On July 17, 2018, a bipartisan group of House lawmakers—Reps. Lois Frankel (D-FL), Ted Poe (R-TX), Jerrold Nadler (D-NY), Barbara Comstock (R-VA), and Lisa Blunt Rochester (D-DE) —introduced legislation targeting workplace harassment. Senators Kamala Harris (D-CA) and Lisa Murkowski (R-AK) introduced a companion bill in the Senate last month. The Ending the Monopoly of Power Over Workplace harassment through Education and Reporting (EMPOWER) Act (H.R. 6406, S. 2994) would, among other obligations, ban nondisclosure and non-disparagement agreements related to harassment as a condition of employment or receipt of employment-related benefits, and would require certain public disclosures. This federal bill comes on the heels of several state-level proposals stemming from the #MeToo movement.
EMPOWER Act Provisions
The first substantive section of this legislation would make it an unlawful employment practice for an employer to include a new, or enforce an existing, non-disparagement or nondisclosure clause that covers instances of harassment – including sexual harassment or retaliation for reporting, resisting, opposing, or assisting in the investigation of workplace harassment – if the agreement is used as a condition of employment or as a precondition to receiving promotions or other benefits. These restrictions would not apply to nondisclosure or non-disparagement clauses in settlement or separation agreements that resolve legal claims or disputes that arose before the agreements were executed. The protections would cover employees, job applicants, and other "outside workers" such as independent contractors, temporary workers, and volunteers.
The EMPOWER Act would also create a confidential tip line for reporting violations of the Act or instances of systemic harassment to the Equal Employment Opportunity Commission (EEOC). The EEOC would have the same authority and procedures to pursue violations of the EMPOWER Act that it currently possesses to pursue Title VII violations. The tip line would allow for confidential, but not anonymous, reports, and would serve as a supplement to the EEOC’s formal complaint process.
The proposed legislation would also require public companies to make certain disclosures regarding harassment settlements or judgments as part of their annual SEC filings. Under the terms of the bill, any employer required to submit a Form 10-K to the SEC would also need to report, among other information, the number of settlements reached in relation to workplace harassment and whether any judgments or awards (including through arbitration or administrative proceedings) were entered against the company in whole or in part, and the amount paid.
With respect to workplace training, the EMPOWER Act would require the EEOC to develop anti-harassment training materials, as well as a public service advertisement campaign to disseminate the training information.
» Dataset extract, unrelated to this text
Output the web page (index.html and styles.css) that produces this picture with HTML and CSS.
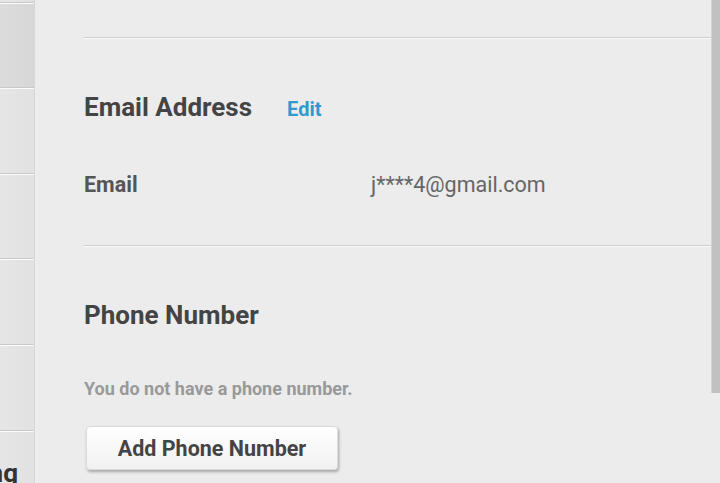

Finally, the EMPOWER Act would limit certain employer tax deductions. The Act would prevent employers from receiving tax deductions for expenses and attorneys’ fees connected to litigation of workplace harassment. The Act would also prohibit deductions for payments made under judgments related to workplace harassment. Amounts received in connection with such awards and settlements would be considered nontaxable income.
Will it Pass?
Given the bipartisan nature of this bill, the continued national discussion spurred by the #MeToo movement, and the advancement of similar state-level laws, the EMPOWER Act could advance this year, although it's too early to predict its long-term chances of success. Compounding the uncertainty is the fact that the House has only about three weeks of floor time to consider legislation before the midterm elections, and the Senate will likely be preoccupied with the U.S. Supreme Court nomination.
In the meantime, we will continue to monitor the bill’s progress and report on any significant developments.